--- Begin ---
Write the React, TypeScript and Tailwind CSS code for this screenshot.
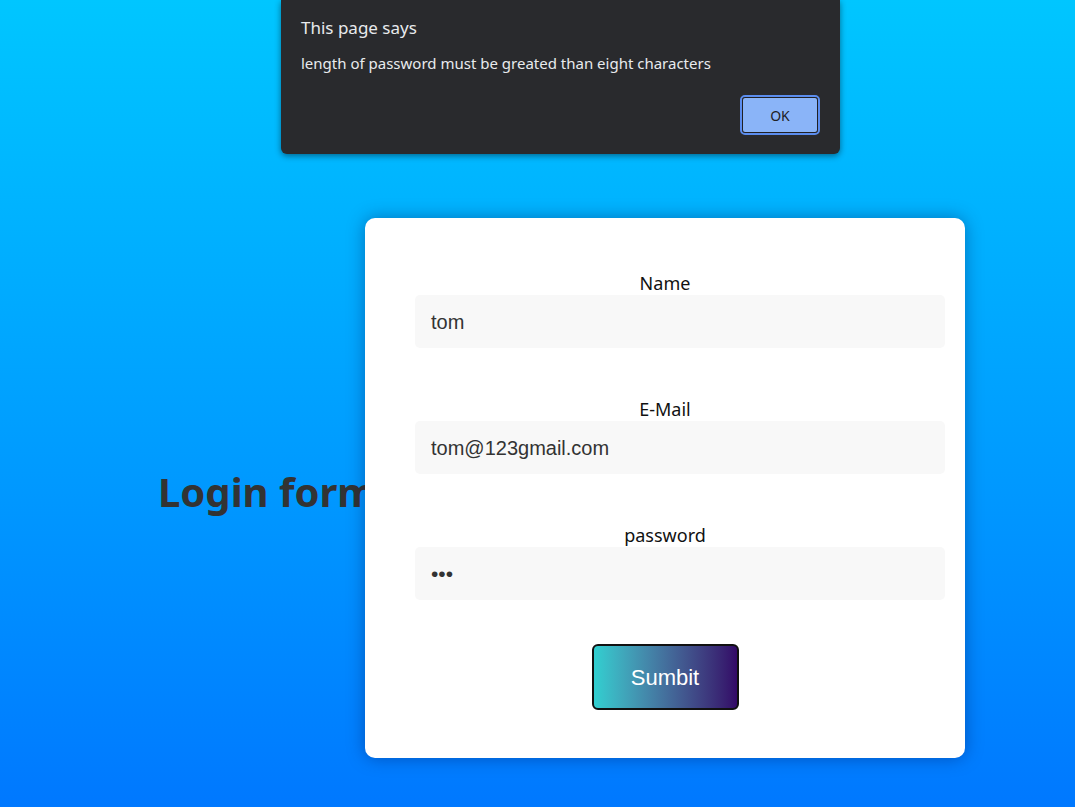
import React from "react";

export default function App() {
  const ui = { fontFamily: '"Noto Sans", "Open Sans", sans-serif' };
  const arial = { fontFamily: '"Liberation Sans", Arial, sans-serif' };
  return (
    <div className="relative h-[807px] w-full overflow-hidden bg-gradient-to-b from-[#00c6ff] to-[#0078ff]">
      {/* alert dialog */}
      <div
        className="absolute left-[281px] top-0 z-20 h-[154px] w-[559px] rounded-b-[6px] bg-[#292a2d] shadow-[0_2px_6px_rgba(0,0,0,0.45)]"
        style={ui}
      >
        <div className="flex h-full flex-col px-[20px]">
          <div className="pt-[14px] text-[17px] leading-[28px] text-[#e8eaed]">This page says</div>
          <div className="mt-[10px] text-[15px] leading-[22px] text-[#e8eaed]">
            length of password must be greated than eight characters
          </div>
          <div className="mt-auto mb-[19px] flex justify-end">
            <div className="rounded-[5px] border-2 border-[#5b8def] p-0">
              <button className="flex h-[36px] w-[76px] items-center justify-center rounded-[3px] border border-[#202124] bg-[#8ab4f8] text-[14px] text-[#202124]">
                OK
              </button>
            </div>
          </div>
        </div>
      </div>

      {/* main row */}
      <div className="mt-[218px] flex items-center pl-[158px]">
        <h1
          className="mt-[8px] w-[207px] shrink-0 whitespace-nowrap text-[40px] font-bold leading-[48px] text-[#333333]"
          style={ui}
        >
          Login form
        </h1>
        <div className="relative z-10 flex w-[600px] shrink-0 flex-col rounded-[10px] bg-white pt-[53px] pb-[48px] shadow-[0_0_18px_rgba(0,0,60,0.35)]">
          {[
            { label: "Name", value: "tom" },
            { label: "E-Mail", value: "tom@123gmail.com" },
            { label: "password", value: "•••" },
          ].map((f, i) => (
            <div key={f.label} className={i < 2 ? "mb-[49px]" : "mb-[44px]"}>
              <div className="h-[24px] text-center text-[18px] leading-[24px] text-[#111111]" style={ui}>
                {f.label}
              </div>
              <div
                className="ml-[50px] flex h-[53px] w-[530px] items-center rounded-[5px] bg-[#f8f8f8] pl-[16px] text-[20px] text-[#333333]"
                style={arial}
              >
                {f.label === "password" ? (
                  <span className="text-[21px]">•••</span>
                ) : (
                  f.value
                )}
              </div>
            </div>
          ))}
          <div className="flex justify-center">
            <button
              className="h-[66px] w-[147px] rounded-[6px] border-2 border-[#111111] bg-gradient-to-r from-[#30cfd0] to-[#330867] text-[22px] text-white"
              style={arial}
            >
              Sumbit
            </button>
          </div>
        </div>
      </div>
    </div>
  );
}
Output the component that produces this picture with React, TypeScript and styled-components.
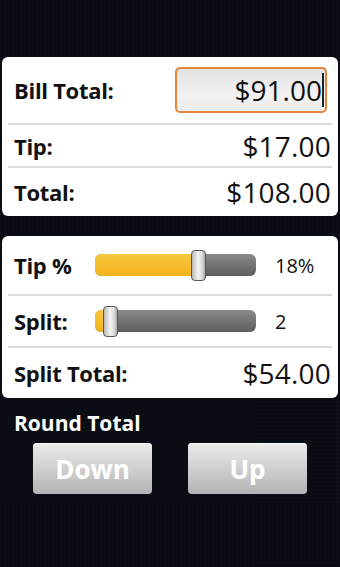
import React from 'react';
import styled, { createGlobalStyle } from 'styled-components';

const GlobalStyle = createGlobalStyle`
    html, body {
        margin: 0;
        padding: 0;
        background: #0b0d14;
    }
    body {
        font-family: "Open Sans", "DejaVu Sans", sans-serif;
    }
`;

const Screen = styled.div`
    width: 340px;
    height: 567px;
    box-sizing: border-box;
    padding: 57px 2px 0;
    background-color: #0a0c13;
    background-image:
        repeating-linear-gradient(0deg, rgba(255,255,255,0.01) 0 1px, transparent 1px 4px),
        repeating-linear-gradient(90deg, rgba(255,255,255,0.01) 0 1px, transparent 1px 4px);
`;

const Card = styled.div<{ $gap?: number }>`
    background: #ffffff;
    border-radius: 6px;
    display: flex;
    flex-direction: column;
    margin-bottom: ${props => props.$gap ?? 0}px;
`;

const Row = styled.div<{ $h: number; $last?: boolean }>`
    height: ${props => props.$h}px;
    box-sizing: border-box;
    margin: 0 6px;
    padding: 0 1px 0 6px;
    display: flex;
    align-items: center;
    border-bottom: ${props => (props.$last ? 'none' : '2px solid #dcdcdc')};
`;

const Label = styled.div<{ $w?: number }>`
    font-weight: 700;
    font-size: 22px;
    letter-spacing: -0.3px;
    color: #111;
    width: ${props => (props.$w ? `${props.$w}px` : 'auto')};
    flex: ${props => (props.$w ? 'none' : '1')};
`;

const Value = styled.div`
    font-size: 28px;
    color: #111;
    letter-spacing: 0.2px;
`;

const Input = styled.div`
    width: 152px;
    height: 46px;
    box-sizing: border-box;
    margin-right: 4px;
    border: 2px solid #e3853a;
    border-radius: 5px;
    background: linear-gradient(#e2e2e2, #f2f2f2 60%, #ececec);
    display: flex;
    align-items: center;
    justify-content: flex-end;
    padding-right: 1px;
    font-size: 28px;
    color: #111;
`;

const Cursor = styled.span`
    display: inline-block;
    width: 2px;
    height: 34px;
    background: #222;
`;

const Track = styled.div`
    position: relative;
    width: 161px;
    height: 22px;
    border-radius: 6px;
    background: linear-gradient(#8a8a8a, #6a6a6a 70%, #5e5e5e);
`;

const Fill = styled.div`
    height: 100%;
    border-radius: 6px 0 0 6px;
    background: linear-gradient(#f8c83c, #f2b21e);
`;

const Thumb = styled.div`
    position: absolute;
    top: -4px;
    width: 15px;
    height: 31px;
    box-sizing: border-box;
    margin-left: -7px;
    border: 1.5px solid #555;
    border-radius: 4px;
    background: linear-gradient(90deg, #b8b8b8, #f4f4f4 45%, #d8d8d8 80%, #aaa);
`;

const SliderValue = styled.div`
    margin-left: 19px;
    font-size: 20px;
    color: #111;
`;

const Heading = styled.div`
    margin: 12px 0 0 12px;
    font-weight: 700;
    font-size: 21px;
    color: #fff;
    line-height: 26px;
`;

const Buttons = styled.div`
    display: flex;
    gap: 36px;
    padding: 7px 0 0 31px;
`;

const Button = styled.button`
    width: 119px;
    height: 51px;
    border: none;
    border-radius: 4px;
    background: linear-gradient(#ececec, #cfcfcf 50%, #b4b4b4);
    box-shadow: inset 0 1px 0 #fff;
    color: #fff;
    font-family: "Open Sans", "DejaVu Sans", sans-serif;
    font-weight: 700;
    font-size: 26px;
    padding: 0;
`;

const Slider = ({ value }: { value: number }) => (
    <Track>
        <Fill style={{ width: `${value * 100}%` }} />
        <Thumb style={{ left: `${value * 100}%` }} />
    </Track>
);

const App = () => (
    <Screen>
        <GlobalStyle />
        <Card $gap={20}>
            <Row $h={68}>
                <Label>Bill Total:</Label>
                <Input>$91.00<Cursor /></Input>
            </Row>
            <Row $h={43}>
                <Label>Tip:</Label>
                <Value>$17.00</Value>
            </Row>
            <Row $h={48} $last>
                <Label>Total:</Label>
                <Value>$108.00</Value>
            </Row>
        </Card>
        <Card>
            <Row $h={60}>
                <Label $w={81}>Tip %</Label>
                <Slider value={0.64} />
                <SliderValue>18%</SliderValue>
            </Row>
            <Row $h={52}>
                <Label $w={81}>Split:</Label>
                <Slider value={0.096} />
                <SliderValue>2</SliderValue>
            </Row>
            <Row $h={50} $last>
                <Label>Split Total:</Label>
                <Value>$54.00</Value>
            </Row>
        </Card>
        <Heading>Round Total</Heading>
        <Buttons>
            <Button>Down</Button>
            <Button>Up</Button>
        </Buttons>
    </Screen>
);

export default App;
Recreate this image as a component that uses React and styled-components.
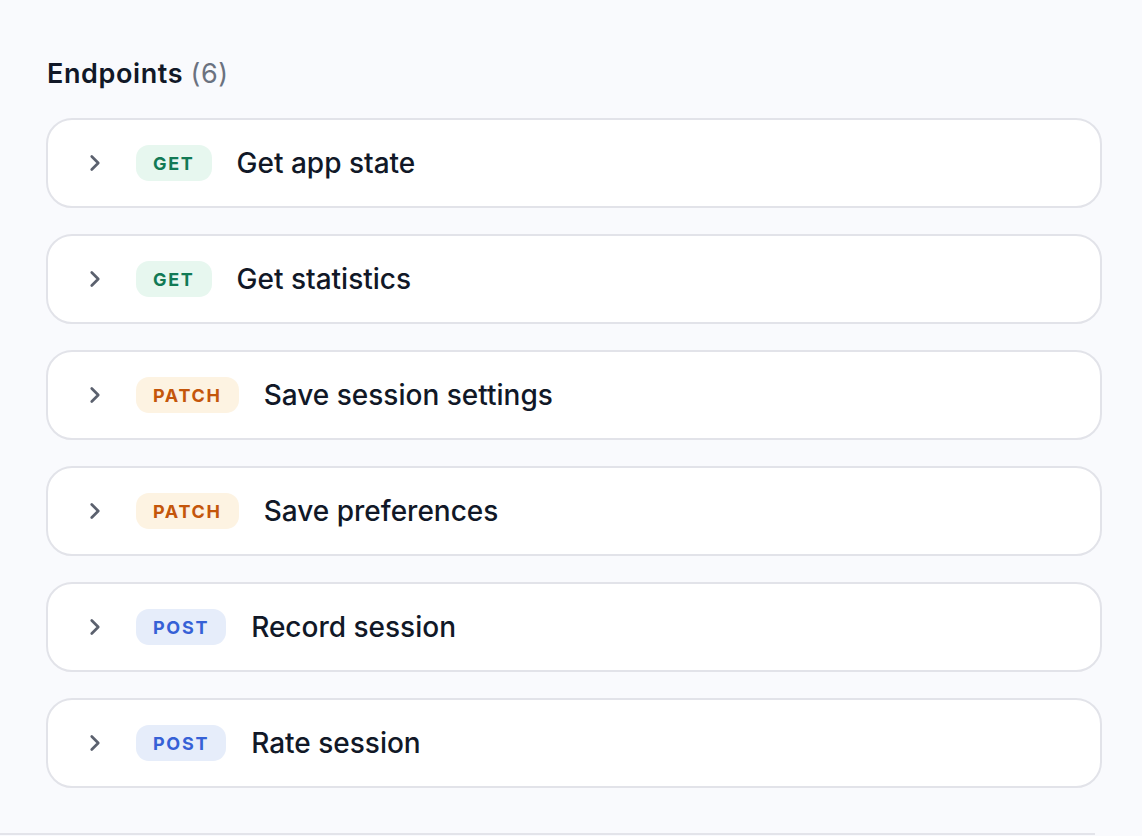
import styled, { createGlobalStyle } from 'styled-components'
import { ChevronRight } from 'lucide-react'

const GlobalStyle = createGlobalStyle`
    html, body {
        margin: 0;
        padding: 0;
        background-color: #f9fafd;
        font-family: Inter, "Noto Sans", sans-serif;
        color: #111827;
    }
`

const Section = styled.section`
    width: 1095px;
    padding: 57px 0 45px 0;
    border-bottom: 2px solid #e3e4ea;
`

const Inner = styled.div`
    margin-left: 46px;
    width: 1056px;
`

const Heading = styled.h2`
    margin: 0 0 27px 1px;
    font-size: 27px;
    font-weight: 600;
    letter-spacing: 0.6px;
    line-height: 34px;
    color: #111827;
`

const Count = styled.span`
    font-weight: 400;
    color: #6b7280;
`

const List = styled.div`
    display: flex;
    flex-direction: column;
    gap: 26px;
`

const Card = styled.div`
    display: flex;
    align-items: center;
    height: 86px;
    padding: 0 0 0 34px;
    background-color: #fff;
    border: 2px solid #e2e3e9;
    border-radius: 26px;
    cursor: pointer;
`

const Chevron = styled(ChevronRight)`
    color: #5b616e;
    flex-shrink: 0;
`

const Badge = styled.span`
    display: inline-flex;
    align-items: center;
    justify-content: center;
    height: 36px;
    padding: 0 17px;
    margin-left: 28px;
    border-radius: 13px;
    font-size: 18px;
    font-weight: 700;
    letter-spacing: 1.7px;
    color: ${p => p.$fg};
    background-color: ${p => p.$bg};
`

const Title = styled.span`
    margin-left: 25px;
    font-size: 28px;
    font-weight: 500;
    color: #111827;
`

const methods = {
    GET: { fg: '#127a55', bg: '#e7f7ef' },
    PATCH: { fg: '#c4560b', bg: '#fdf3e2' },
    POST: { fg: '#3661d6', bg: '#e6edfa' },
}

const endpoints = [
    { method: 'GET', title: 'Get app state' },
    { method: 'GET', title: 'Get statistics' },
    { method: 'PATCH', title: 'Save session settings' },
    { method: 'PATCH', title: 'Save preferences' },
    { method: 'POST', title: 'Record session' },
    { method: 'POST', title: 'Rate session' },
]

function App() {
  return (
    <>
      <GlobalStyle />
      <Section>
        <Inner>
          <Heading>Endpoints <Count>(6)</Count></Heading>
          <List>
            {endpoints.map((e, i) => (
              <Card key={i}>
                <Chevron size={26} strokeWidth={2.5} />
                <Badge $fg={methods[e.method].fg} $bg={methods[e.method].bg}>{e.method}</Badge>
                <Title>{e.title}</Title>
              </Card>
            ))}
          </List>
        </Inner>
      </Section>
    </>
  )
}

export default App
--- End ---
• _EXERCISE_: Identify lines with the string "that". Copy each one.

• _ANSWER BELOW_:
Output the component that produces this picture with React, TypeScript and styled-components.
Recreate this image as a component that uses React and styled-components.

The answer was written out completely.